AIM OF THE EXERCISE –
Word for word, quote all of the material, omitting the pictures.

INFORMATION PROVIDED –
--- begin ---
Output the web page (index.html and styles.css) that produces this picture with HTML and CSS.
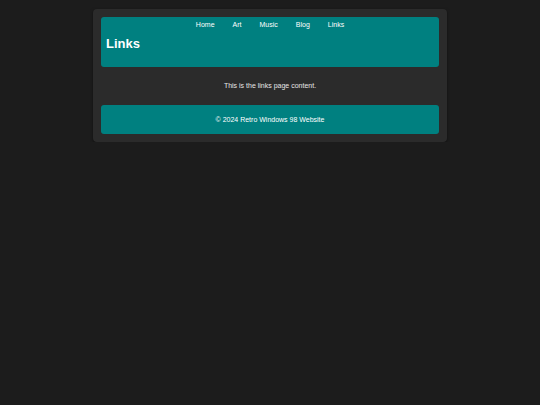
FILE: index.html
```html
<!DOCTYPE html>
<html lang="en">
<head>
<meta charset="utf-8">
<title>Links</title>
<link rel="stylesheet" href="styles.css">
</head>
<body>
<div class="window">
  <header class="header">
    <nav class="nav">
      <a href="#">Home</a>
      <a href="#">Art</a>
      <a href="#">Music</a>
      <a href="#">Blog</a>
      <a href="#">Links</a>
    </nav>
    <h1 class="title">Links</h1>
  </header>
  <main class="content">
    <p>This is the links page content.</p>
  </main>
  <footer class="footer">
    <p>&copy; 2024 Retro Windows 98 Website</p>
  </footer>
</div>
</body>
</html>
```

FILE: styles.css
```css
html, body {
  margin: 0;
  padding: 0;
  background: #1c1c1c;
  font-family: "Liberation Sans", Arial, sans-serif;
}

.window {
  width: 338px;
  margin: 9px auto 0;
  padding: 8px;
  background: #2b2b2b;
  border-radius: 4px;
  box-shadow: 0 1px 3px rgba(0, 0, 0, 0.5);
}

.header {
  background: #008080;
  border-radius: 3px;
  padding: 4px 5px 16px;
}

.nav {
  display: flex;
  justify-content: center;
  gap: 18px;
  font-size: 7px;
  line-height: 8px;
}

.nav a {
  color: #ffffff;
  text-decoration: none;
}

.title {
  margin: 7px 0 0;
  font-size: 13px;
  line-height: 15px;
  font-weight: bold;
  color: #ffffff;
}

.content {
  padding: 15px 0;
  text-align: center;
  font-size: 7px;
  line-height: 8px;
  color: #e6e6e6;
}

.content p,
.footer p {
  margin: 0;
}

.footer {
  background: #008080;
  border-radius: 3px;
  padding: 10px 0;
  text-align: center;
  font-size: 7px;
  line-height: 9px;
  color: #ffffff;
}
```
--- end ---
THE REPLY –
Output the web page (index.html and styles.css) that produces this picture with HTML and CSS.
FILE: index.html
```html
<!DOCTYPE html>
<html lang="en">
<head>
<meta charset="utf-8">
<title>Links</title>
<link rel="stylesheet" href="styles.css">
</head>
<body>
<div class="window">
  <header class="header">
    <nav class="nav">
      <a href="#">Home</a>
      <a href="#">Art</a>
      <a href="#">Music</a>
      <a href="#">Blog</a>
      <a href="#">Links</a>
    </nav>
    <h1 class="title">Links</h1>
  </header>
  <main class="content">
    <p>This is the links page content.</p>
  </main>
  <footer class="footer">
    <p>&copy; 2024 Retro Windows 98 Website</p>
  </footer>
</div>
</body>
</html>
```

FILE: styles.css
```css
html, body {
  margin: 0;
  padding: 0;
  background: #1c1c1c;
  font-family: "Liberation Sans", Arial, sans-serif;
}

.window {
  width: 338px;
  margin: 9px auto 0;
  padding: 8px;
  background: #2b2b2b;
  border-radius: 4px;
  box-shadow: 0 1px 3px rgba(0, 0, 0, 0.5);
}

.header {
  background: #008080;
  border-radius: 3px;
  padding: 4px 5px 16px;
}

.nav {
  display: flex;
  justify-content: center;
  gap: 18px;
  font-size: 7px;
  line-height: 8px;
}

.nav a {
  color: #ffffff;
  text-decoration: none;
}

.title {
  margin: 7px 0 0;
  font-size: 13px;
  line-height: 15px;
  font-weight: bold;
  color: #ffffff;
}

.content {
  padding: 15px 0;
  text-align: center;
  font-size: 7px;
  line-height: 8px;
  color: #e6e6e6;
}

.content p,
.footer p {
  margin: 0;
}

.footer {
  background: #008080;
  border-radius: 3px;
  padding: 10px 0;
  text-align: center;
  font-size: 7px;
  line-height: 9px;
  color: #ffffff;
}
```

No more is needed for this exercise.